Claude Monet, Rue Montorgueil, Paris, Festival of June 30, 1878, 1878. Musée d'Orsay, Paris.
We are surrounded by the air we breathe, the spaces we move in, and the light and colour travelling in constantly fluctuating waves through the spaces we inhabit. These core features of our physical world have been the same for millennia – and yet art down the ages has always interpreted them differently. These changes have gone unnoticed at the time, yet are obvious to us looking back.
This is the thought provoking theme of ARTscapades’ series of three talks by Hilary Hope Guise. Each lecture takes our exploration further, but they can be booked and enjoyed separately too.
Lecture Three: Time
How do we frame time when it is constantly on the move and nearly all art is static? First, perhaps with symbolic images, like the hour-glass, or the nails in Van Gogh’s boots? But iconography has to evolve, and become an agreed ‘language,’ and this becomes inadequate as the modern industrial world speeds up. In the industrializing 19th century we see the Impressionists’ rapid and cheeky images of an existential and changing world convey the pace of city life. Time is of the essence in the hectic “modern world” of Monet’s flag-waving Paris, but later with actual time-capture, as in the evolving colours around Monet’s corn stacks, he expresses the reality of day and night, Summer and Winter.

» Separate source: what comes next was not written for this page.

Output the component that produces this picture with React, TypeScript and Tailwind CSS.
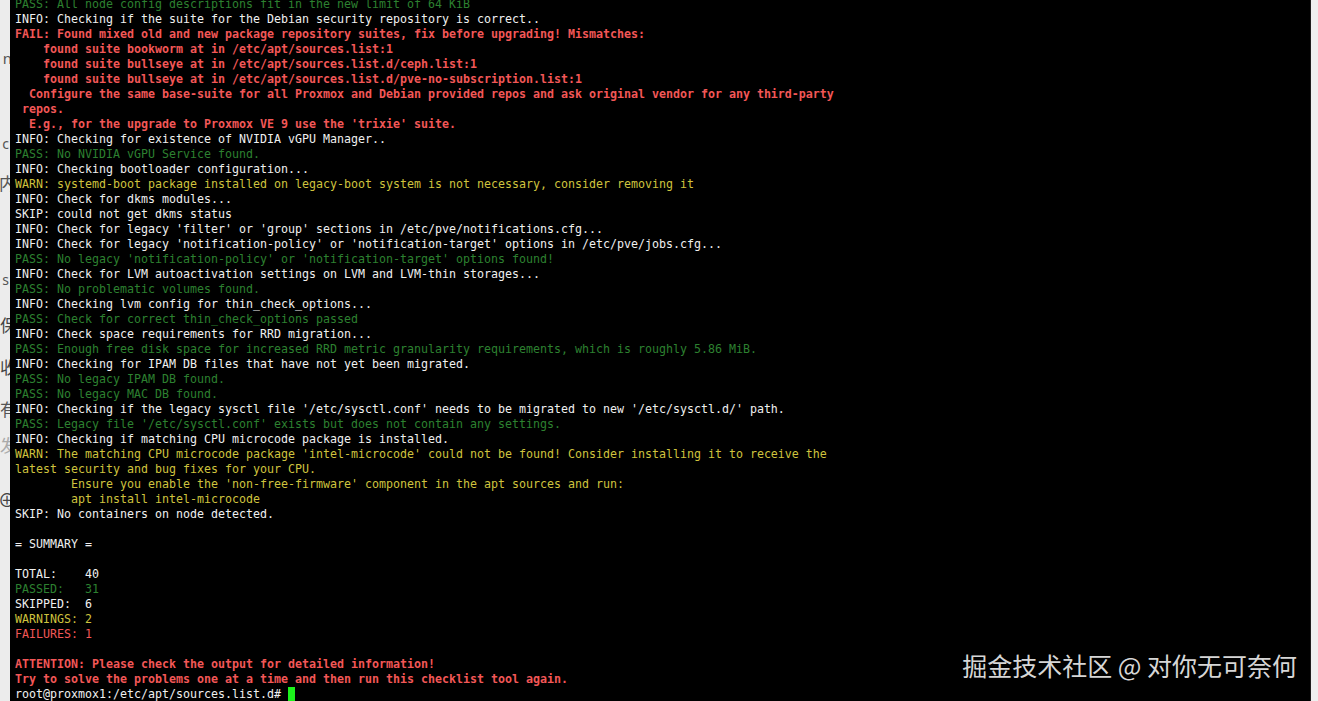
import React from 'react';

type Tone = 'info' | 'pass' | 'warn' | 'fail' | 'failReg';

const lines: [Tone, string][] = [
  ['pass', 'PASS: All node config descriptions fit in the new limit of 64 KiB'],
  ['info', 'INFO: Checking if the suite for the Debian security repository is correct..'],
  ['fail', 'FAIL: Found mixed old and new package repository suites, fix before upgrading! Mismatches:'],
  ['fail', '    found suite bookworm at in /etc/apt/sources.list:1'],
  ['fail', '    found suite bullseye at in /etc/apt/sources.list.d/ceph.list:1'],
  ['fail', '    found suite bullseye at in /etc/apt/sources.list.d/pve-no-subscription.list:1'],
  ['fail', '  Configure the same base-suite for all Proxmox and Debian provided repos and ask original vendor for any third-party'],
  ['fail', ' repos.'],
  ['fail', "  E.g., for the upgrade to Proxmox VE 9 use the 'trixie' suite."],
  ['info', 'INFO: Checking for existence of NVIDIA vGPU Manager..'],
  ['pass', 'PASS: No NVIDIA vGPU Service found.'],
  ['info', 'INFO: Checking bootloader configuration...'],
  ['warn', 'WARN: systemd-boot package installed on legacy-boot system is not necessary, consider removing it'],
  ['info', 'INFO: Check for dkms modules...'],
  ['info', 'SKIP: could not get dkms status'],
  ['info', "INFO: Check for legacy 'filter' or 'group' sections in /etc/pve/notifications.cfg..."],
  ['info', "INFO: Check for legacy 'notification-policy' or 'notification-target' options in /etc/pve/jobs.cfg..."],
  ['pass', "PASS: No legacy 'notification-policy' or 'notification-target' options found!"],
  ['info', 'INFO: Check for LVM autoactivation settings on LVM and LVM-thin storages...'],
  ['pass', 'PASS: No problematic volumes found.'],
  ['info', 'INFO: Checking lvm config for thin_check_options...'],
  ['pass', 'PASS: Check for correct thin_check_options passed'],
  ['info', 'INFO: Check space requirements for RRD migration...'],
  ['pass', 'PASS: Enough free disk space for increased RRD metric granularity requirements, which is roughly 5.86 MiB.'],
  ['info', 'INFO: Checking for IPAM DB files that have not yet been migrated.'],
  ['pass', 'PASS: No legacy IPAM DB found.'],
  ['pass', 'PASS: No legacy MAC DB found.'],
  ['info', "INFO: Checking if the legacy sysctl file '/etc/sysctl.conf' needs to be migrated to new '/etc/sysctl.d/' path."],
  ['pass', "PASS: Legacy file '/etc/sysctl.conf' exists but does not contain any settings."],
  ['info', 'INFO: Checking if matching CPU microcode package is installed.'],
  ['warn', "WARN: The matching CPU microcode package 'intel-microcode' could not be found! Consider installing it to receive the"],
  ['warn', 'latest security and bug fixes for your CPU.'],
  ['warn', "        Ensure you enable the 'non-free-firmware' component in the apt sources and run:"],
  ['warn', '        apt install intel-microcode'],
  ['info', 'SKIP: No containers on node detected.'],
  ['info', ''],
  ['info', '= SUMMARY ='],
  ['info', ''],
  ['info', 'TOTAL:    40'],
  ['pass', 'PASSED:   31'],
  ['info', 'SKIPPED:  6'],
  ['warn', 'WARNINGS: 2'],
  ['failReg', 'FAILURES: 1'],
  ['info', ''],
  ['fail', 'ATTENTION: Please check the output for detailed information!'],
  ['fail', 'Try to solve the problems one at a time and then run this checklist tool again.'],
];

const toneClass: Record<Tone, string> = {
  info: 'text-[#f0f0f0]',
  pass: 'text-[#2d8030]',
  warn: 'text-[#cfc33e]',
  fail: 'text-[#f25757] font-bold',
  failReg: 'text-[#f25757]',
};

// bits of the window that sits behind the terminal
const behind: { gap: string; ch: string; cls: string }[] = [
  { gap: 'mt-[48px]', ch: 'n', cls: 'text-[#555] text-[15px] -mr-[2px]' },
  { gap: 'mt-[66px]', ch: 'c', cls: 'text-[#555] text-[14px] mr-[1px]' },
  { gap: 'mt-[20px]', ch: '内', cls: 'text-[#555] text-[17px] -mr-[6px]' },
  { gap: 'mt-[76px]', ch: 's', cls: 'text-[#555] text-[14px] mr-[1px]' },
  { gap: 'mt-[26px]', ch: '保', cls: 'text-[#444] text-[17px] -mr-[7px]' },
  { gap: 'mt-[22px]', ch: '收', cls: 'text-[#444] text-[17px] -mr-[7px]' },
  { gap: 'mt-[22px]', ch: '有', cls: 'text-[#555] text-[17px] -mr-[7px]' },
  { gap: 'mt-[16px]', ch: '发', cls: 'text-[#aaa] text-[17px] -mr-[7px]' },
  { gap: 'mt-[34px]', ch: '⊕', cls: 'text-[#444] text-[18px] -mr-[6px]' },
];

export default function App() {
  return (
    <div className="relative flex h-[701px] w-full overflow-hidden bg-black">
      {/* strip of the window behind */}
      <div className="flex w-[10px] shrink-0 flex-col overflow-hidden bg-[#ececec] font-['Noto_Sans','Noto_Sans_CJK_SC',sans-serif]">
        {behind.map((b) => (
          <div key={b.ch} className={`flex h-[20px] justify-end leading-[20px] ${b.gap}`}>
            <span className={`whitespace-nowrap ${b.cls}`}>{b.ch}</span>
          </div>
        ))}
      </div>

      {/* terminal */}
      <div className="flex-1 overflow-hidden pl-[5px] font-['DejaVu_Sans_Mono','Liberation_Mono',monospace] text-[11.63px] leading-[15px]">
        <div className="-mt-[3px]">
          {lines.map(([tone, text], i) => (
            <div key={i} className={`h-[15px] whitespace-pre ${toneClass[tone]}`}>
              {text}
            </div>
          ))}
          <div className="flex h-[15px] items-center whitespace-pre text-[#f0f0f0]">
            <span>root@proxmox1:/etc/apt/sources.list.d# </span>
            <span className="h-[15px] w-[7px] bg-[#1cf21c]" />
          </div>
        </div>
      </div>

      {/* right edge */}
      <div className="w-[1px] shrink-0 bg-[#1e1e1e]" />
      <div className="w-[7px] shrink-0 bg-[#efefef]" />

      {/* watermark */}
      <div className="absolute bottom-[21px] right-[21px] font-['Noto_Sans_CJK_SC',sans-serif] text-[25px] leading-[29px] text-[#d6d6d6]">
        掘金技术社区 @ 对你无可奈何
      </div>
    </div>
  );
}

Brushstrokes speed up, they get faster, and eventually disappears altogether annihilating human gestures in machine-made consumerist images of the 20th century. We find that boundaries blur and structures fracture. Finally, we see in the installations of Andy Goldsworthy, that in Nature herself, time is the great destroyer. So, there are answers, and examples, to show us how artists have expressed the tricky problems of conveying the fundamental principles of physics. We only have to work to find them.
This is an online event hosted on Zoom which can be watched live with Q&A, or on-demand for one month afterwards. You will receive your link to access the event in your email confirmation and the on-demand link after the event ends.